I usually use a mix of the three lengths depending on how the band and crowd are doing


----------



## Milkman (Feb 2, 2006)

cboutilier said:


> I usually use a mix of the three lengths depending on how the band and crowd are doing


Yup, as long as the place is jumping, you can take some slack.

If the place is not full, try playing 50 minute sets all night when the owner expects 1 hour.....


----------



## Guest (Jan 18, 2019)

And there's the chatting up between songs so that you can stretch out your set list.


----------



## bw66 (Dec 17, 2009)

laristotle said:


> And there's the chatting up between songs so that you can stretch out your set list.


Or not.

Unless it's a folk concert, shut up and play.
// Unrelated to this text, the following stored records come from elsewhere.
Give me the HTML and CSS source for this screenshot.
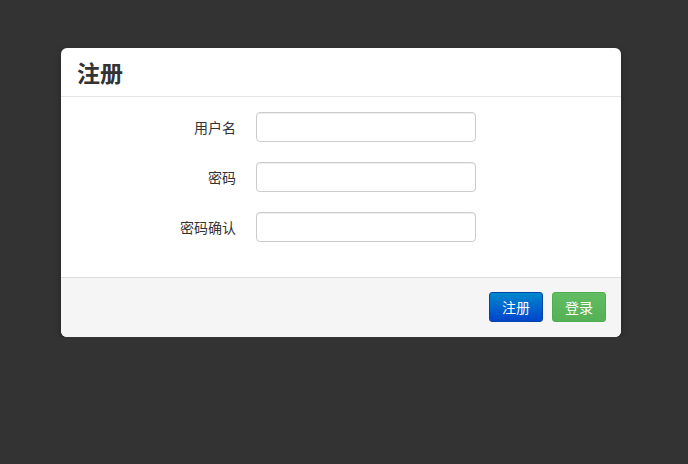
FILE: index.html
```html
<!DOCTYPE html>
<html>
<head>
<meta charset="utf-8">
<link rel="stylesheet" href="styles.css">
</head>
<body>
<div class="modal">
  <div class="modal-header"><h3 class="title">注册</h3></div>
  <div class="modal-body">
    <div class="row"><label class="label">用户名</label><input class="input" type="text"></div>
    <div class="row"><label class="label">密码</label><input class="input" type="password"></div>
    <div class="row"><label class="label">密码确认</label><input class="input" type="password"></div>
  </div>
  <div class="modal-footer">
    <button class="btn btn-primary">注册</button>
    <button class="btn btn-success">登录</button>
  </div>
</div>
</body>
</html>
```
FILE: styles.css
```css
html, body {
  margin: 0;
  padding: 0;
  background: #333333;
  font-family: "Noto Sans CJK SC", "Liberation Sans", sans-serif;
}
body {
  padding: 48px 0 0 61px;
}
.modal {
  width: 560px;
  background: #fff;
  border-radius: 6px;
  box-shadow: 0 3px 7px rgba(0,0,0,0.3);
}
.modal-header {
  height: 49px;
  box-sizing: border-box;
  border-bottom: 1px solid #e5e5e5;
  padding: 0 16px;
  display: flex;
  align-items: center;
}
.title {
  margin: 0;
  font-size: 23px;
  font-weight: bold;
  color: #333;
  line-height: 1;
}
.modal-body {
  padding: 15px 0 35px 0;
  display: flex;
  flex-direction: column;
  gap: 20px;
}
.row {
  display: grid;
  grid-template-columns: 175px 220px;
  column-gap: 20px;
  align-items: center;
}
.label {
  text-align: right;
  font-size: 14px;
  color: #333;
}
.input {
  width: 220px;
  height: 30px;
  box-sizing: border-box;
  border: 1px solid #cccccc;
  border-radius: 4px;
  box-shadow: inset 0 1px 1px rgba(0,0,0,0.075);
  margin: 0;
  padding: 4px 6px;
  background: #fff;
}
.modal-footer {
  border-top: 1px solid #dddddd;
  background: #f5f5f5;
  border-radius: 0 0 6px 6px;
  padding: 14px 15px 15px;
  display: flex;
  justify-content: flex-end;
  gap: 9px;
}
.btn {
  width: 54px;
  height: 30px;
  box-sizing: border-box;
  border-radius: 3px;
  color: #fff;
  font-size: 14px;
  font-family: "Noto Sans CJK SC", "Liberation Sans", sans-serif;
  padding: 0;
  cursor: pointer;
}
.btn-primary {
  background: linear-gradient(to bottom, #0088cc, #0044cc);
  border: 1px solid #0044aa;
}
.btn-success {
  background: linear-gradient(to bottom, #62bd62, #56b056);
  border: 1px solid #4cae4c;
}
```
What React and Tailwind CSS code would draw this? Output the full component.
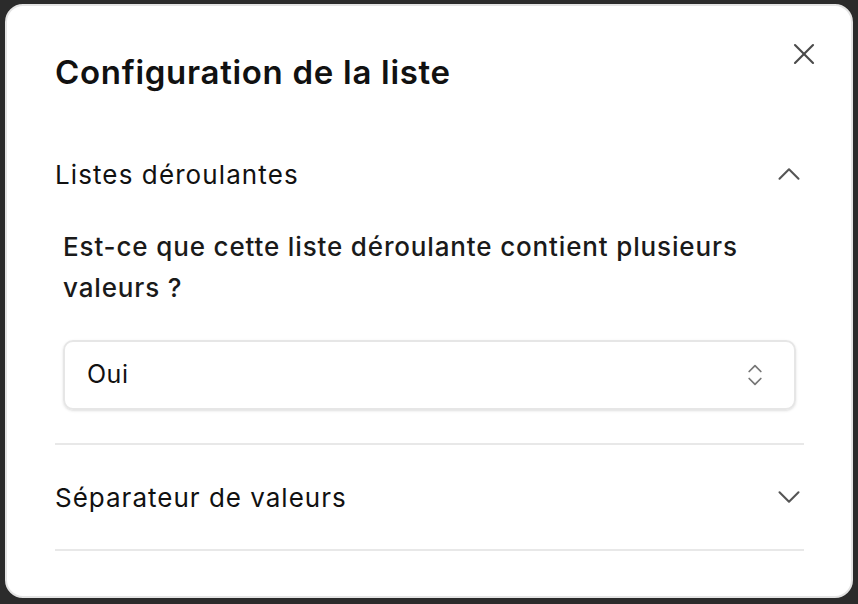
import { X, ChevronUp, ChevronDown, ChevronsUpDown } from "lucide-react";

export default function App() {
    return (
        <div className="w-[858px] h-[604px] bg-[#2b2b2b] pt-[4px] pl-[5px] pr-[5px] pb-[6px]" style={{ fontFamily: "Inter, 'Noto Sans', sans-serif" }}>
            <div className="relative w-full h-full bg-white border-2 border-[#e4e4e4] rounded-[18px] pl-12 pr-[47px] pt-[42px]">
                {/* Close */}
                <button className="absolute top-[30px] right-[29px] text-[#4a4a4a]">
                    <X size={36} strokeWidth={1.4} />
                </button>

                <h2 className="text-[33px] leading-[48px] font-semibold text-[#111] tracking-[0.7px]">
                    Configuration de la liste
                </h2>

                {/* Section 1 */}
                <div className="border-b-2 border-[#e8e8e8] mt-[46px]">
                    <div className="flex items-center justify-between h-[64px]">
                        <span className="text-[26px] text-[#111] tracking-[1.1px]">Listes déroulantes</span>
                        <ChevronUp size={38} strokeWidth={1.3} className="text-[#555] -mr-1" />
                    </div>
                    <div className="px-2 pb-[33px]">
                        <p className="text-[26px] leading-[41px] font-medium text-[#1a1a1a] tracking-[0.85px] mt-[20px]">
                            Est-ce que cette liste déroulante contient plusieurs valeurs ?
                        </p>
                        <div className="mt-[32px] h-[70px] flex items-center justify-between border-2 border-[#e6e6e6] rounded-[10px] shadow-sm pl-[22px] pr-[25px]">
                            <span className="text-[25px] text-[#111] tracking-[0.5px]">Oui</span>
                            <ChevronsUpDown size={28} strokeWidth={1.5} className="text-[#777]" />
                        </div>
                    </div>
                </div>

                {/* Section 2 */}
                <div className="border-b-2 border-[#e8e8e8]">
                    <div className="flex items-center justify-between h-[104px]">
                        <span className="text-[26px] text-[#111] tracking-[1px]">Séparateur de valeurs</span>
                        <ChevronDown size={38} strokeWidth={1.3} className="text-[#555] -mr-1" />
                    </div>
                </div>
            </div>
        </div>
    );
}
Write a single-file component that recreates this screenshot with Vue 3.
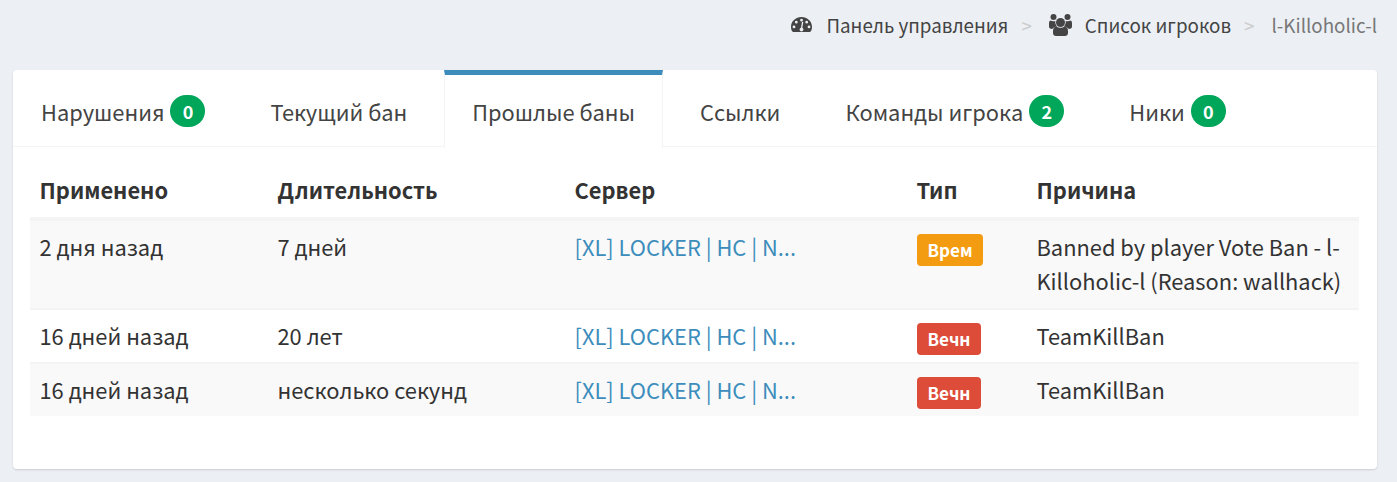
<template>
  <div class="page">
    <nav class="crumbs">
      <span class="crumb">
        <svg class="icon" viewBox="0 0 23 19" width="23" height="19">
          <path fill="#444" fill-rule="evenodd" d="M11.500 2C5.600 2 1 6.400 1 11.900c0 1.800.5 3.400 1.400 4.700.2.300.5.400.8.400h16.600c.3 0 .6-.1.800-.4.900-1.300 1.400-2.900 1.400-4.700C22 6.400 17.400 2 11.500 2zM11.500 3.800a1.400 1.400 0 1 1 0 2.800 1.400 1.400 0 0 1 0-2.800zM6.300 5.800a1.400 1.400 0 1 1 0 2.800 1.400 1.400 0 0 1 0-2.800zM16.700 5.800a1.400 1.400 0 1 1 0 2.800 1.400 1.400 0 0 1 0-2.800zM4 10.500a1.400 1.400 0 1 1 0 2.800 1.400 1.400 0 0 1 0-2.800zM19 10.500a1.400 1.400 0 1 1 0 2.800 1.400 1.400 0 0 1 0-2.800zM13.300 6.900l-1 5.900c.7.300 1.100 1 1.100 1.700 0 1-.8 1.900-1.900 1.900s-1.900-.9-1.900-1.900c0-.9.600-1.600 1.400-1.800l1-5.900z"/>
        </svg>
        Панель управления
      </span>
      <span class="sep">&gt;</span>
      <span class="crumb">
        <svg class="icon" viewBox="0 0 23 22" width="23" height="22">
          <g fill="#444">
            <circle cx="11.500" cy="8.500" r="4.500"/>
            <circle cx="4.500" cy="3" r="3"/>
            <circle cx="18.500" cy="3" r="3"/>
            <path d="M4 17c0-3 1.500-4.500 3.500-4.500 1.100.8 2.500 1.300 4 1.300s2.900-.5 4-1.300c2 0 3.500 1.500 3.500 4.500v2c0 2-1.300 3-3 3H7c-1.700 0-3-1-3-3z"/>
            <path d="M1.500 6.500c.9.500 1.900.8 3 .8.700 0 1.300-.1 1.900-.3-.4 2.200.3 4.200 1.800 5.400-2.500.2-4.300 1.300-5 2.600C1 15 0 14 0 12.500V9c0-1.200.5-2.200 1.500-2.500z"/>
            <path d="M21.500 6.500c-.9.500-1.900.8-3 .8-.7 0-1.300-.1-1.900-.3.4 2.200-.3 4.200-1.800 5.400 2.500.2 4.300 1.300 5 2.600 2.200 0 3.200-1 3.200-2.500V9c0-1.200-.5-2.200-1.500-2.500z"/>
          </g>
        </svg>
        Список игроков
      </span>
      <span class="sep">&gt;</span>
      <span class="crumb current">l-Killoholic-l</span>
    </nav>

    <section class="card">
      <ul class="tabs">
        <li v-for="tab in tabs" :key="tab.label" class="tab" :class="{ active: tab.active }">
          {{ tab.label }}
          <span v-if="tab.count !== undefined" class="count">{{ tab.count }}</span>
        </li>
      </ul>

      <div class="pane">
        <table>
          <colgroup>
            <col style="width: 238px" />
            <col style="width: 297px" />
            <col style="width: 342px" />
            <col style="width: 120px" />
            <col />
          </colgroup>
          <thead>
            <tr>
              <th>Применено</th>
              <th>Длительность</th>
              <th>Сервер</th>
              <th>Тип</th>
              <th>Причина</th>
            </tr>
          </thead>
          <tbody>
            <tr v-for="row in rows" :key="row.when + row.length">
              <td>{{ row.when }}</td>
              <td>{{ row.length }}</td>
              <td><a href="#">[XL] LOCKER | HC | N...</a></td>
              <td><span class="label" :class="row.kind">{{ row.type }}</span></td>
              <td>{{ row.reason }}</td>
            </tr>
          </tbody>
        </table>
      </div>
    </section>
  </div>
</template>

<script setup>
const tabs = [
  { label: 'Нарушения', count: 0 },
  { label: 'Текущий бан' },
  { label: 'Прошлые баны', active: true },
  { label: 'Ссылки' },
  { label: 'Команды игрока', count: 2 },
  { label: 'Ники', count: 0 },
]

const rows = [
  { when: '2 дня назад', length: '7 дней', type: 'Врем', kind: 'temp', reason: 'Banned by player Vote Ban - l-Killoholic-l (Reason: wallhack)' },
  { when: '16 дней назад', length: '20 лет', type: 'Вечн', kind: 'perm', reason: 'TeamKillBan' },
  { when: '16 дней назад', length: 'несколько секунд', type: 'Вечн', kind: 'perm', reason: 'TeamKillBan' },
]
</script>

<style>
html,
body {
  margin: 0;
  background: #ecf0f5;
}
</style>

<style scoped>
.page {
  height: 482px;
  box-sizing: border-box;
  padding: 0 20px 0 13px;
  font-family: "Noto Sans CJK SC", "Noto Sans", sans-serif;
  font-size: 21.85px;
  color: #333;
  overflow: hidden;
}

.crumbs {
  height: 70px;
  padding-bottom: 21px;
  box-sizing: border-box;
  display: flex;
  align-items: center;
  justify-content: flex-end;
  font-size: 18.8px;
  line-height: 26px;
  color: #444;
}

.crumb {
  display: flex;
  align-items: center;
}

.icon {
  margin: 0 13px 0 0;
}

.crumb.current {
  color: #777;
}

.sep {
  color: #ccc;
  margin: 0 17px 0 13px;
}

.card {
  background: #fff;
  height: 399px;
  border-radius: 4px;
  box-shadow: 0 1px 2px rgba(0, 0, 0, 0.15);
}

.tabs {
  list-style: none;
  margin: 0;
  padding: 0;
  height: 77px;
  box-sizing: border-box;
  display: flex;
  gap: 9px;
  border-bottom: 1px solid #f4f4f4;
}

.tab {
  display: flex;
  align-items: center;
  gap: 6px;
  height: 78px;
  box-sizing: border-box;
  padding: 0 28px 1px;
  color: #444;
  border-top: 5px solid transparent;
}

.tab.active {
  background: #fff;
  border-top-color: #3c8dbc;
  border-left: 1px solid #f4f4f4;
  border-right: 1px solid #f4f4f4;
  padding: 0 27px 1px;
}

.count {
  min-width: 35px;
  height: 32px;
  box-sizing: border-box;
  border-radius: 16px;
  background: #00a65a;
  color: #fff;
  font-size: 18px;
  font-weight: 700;
  display: flex;
  align-items: center;
  justify-content: center;
}

.pane {
  padding: 18px 18px 0 17px;
}

table {
  width: 100%;
  border-collapse: collapse;
  table-layout: fixed;
}

th,
td {
  padding: 9px 10px 9px 9.5px;
  text-align: left;
  vertical-align: top;
  line-height: 34px;
  font-weight: 400;
}

th {
  font-weight: 700;
  padding: 8px 10px 10px 9.5px;
  border-bottom: 4px solid #f4f4f4;
}

td {
  border-top: 2px solid #f4f4f4;
}

tbody tr:first-child td {
  border-top: 0;
  padding-bottom: 10px;
}

tbody tr:nth-child(odd) {
  background: #f9f9f9;
}

a {
  color: #3c8dbc;
  text-decoration: none;
}

.label {
  display: inline-block;
  height: 32px;
  line-height: 32px;
  padding: 0 10.5px;
  border-radius: 4px;
  color: #fff;
  font-size: 17px;
  font-weight: 700;
  vertical-align: top;
  margin: 4px 0 -2px 0.5px;
}

.temp {
  background: #f39c12;
}

.perm {
  background: #dd4b39;
}
</style>
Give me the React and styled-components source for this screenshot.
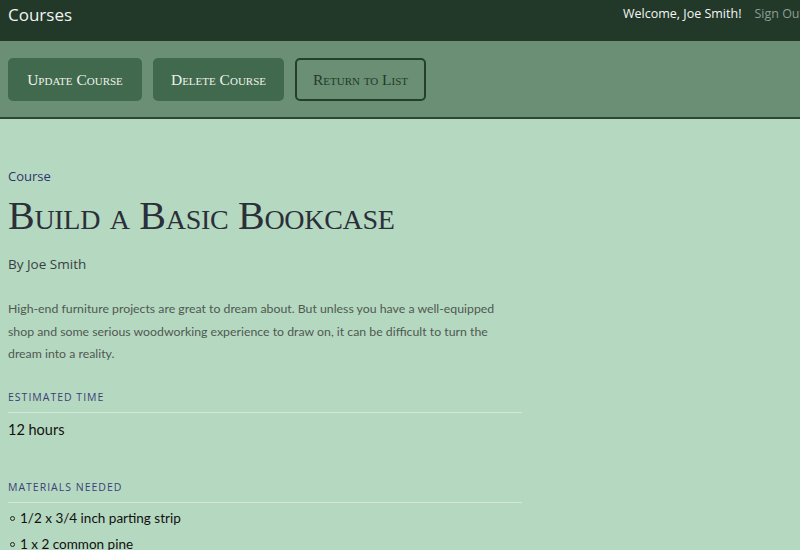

If you need to drag it out, stretch out the intros, maybe repeat from the bridge to the end on the occasional tune, if the floor is full.


----------



## Rick31797 (Apr 20, 2007)

We are doing 70s 80s classic rock, there are a couple songs we have extended them , by adding an intro.
I don’t mind doing a benefit show, for no fee , and I realize the sound guy is either going to make you or break you.
I am probably more concern about the sound then anything else...We guitar players put so much time and money into creating our sound , and then to have it all go in the shit hole playing live , would shake me up.
I have a wire-less unit so I could see myself wandering out to take a listen..
Thanks for your great input..


----------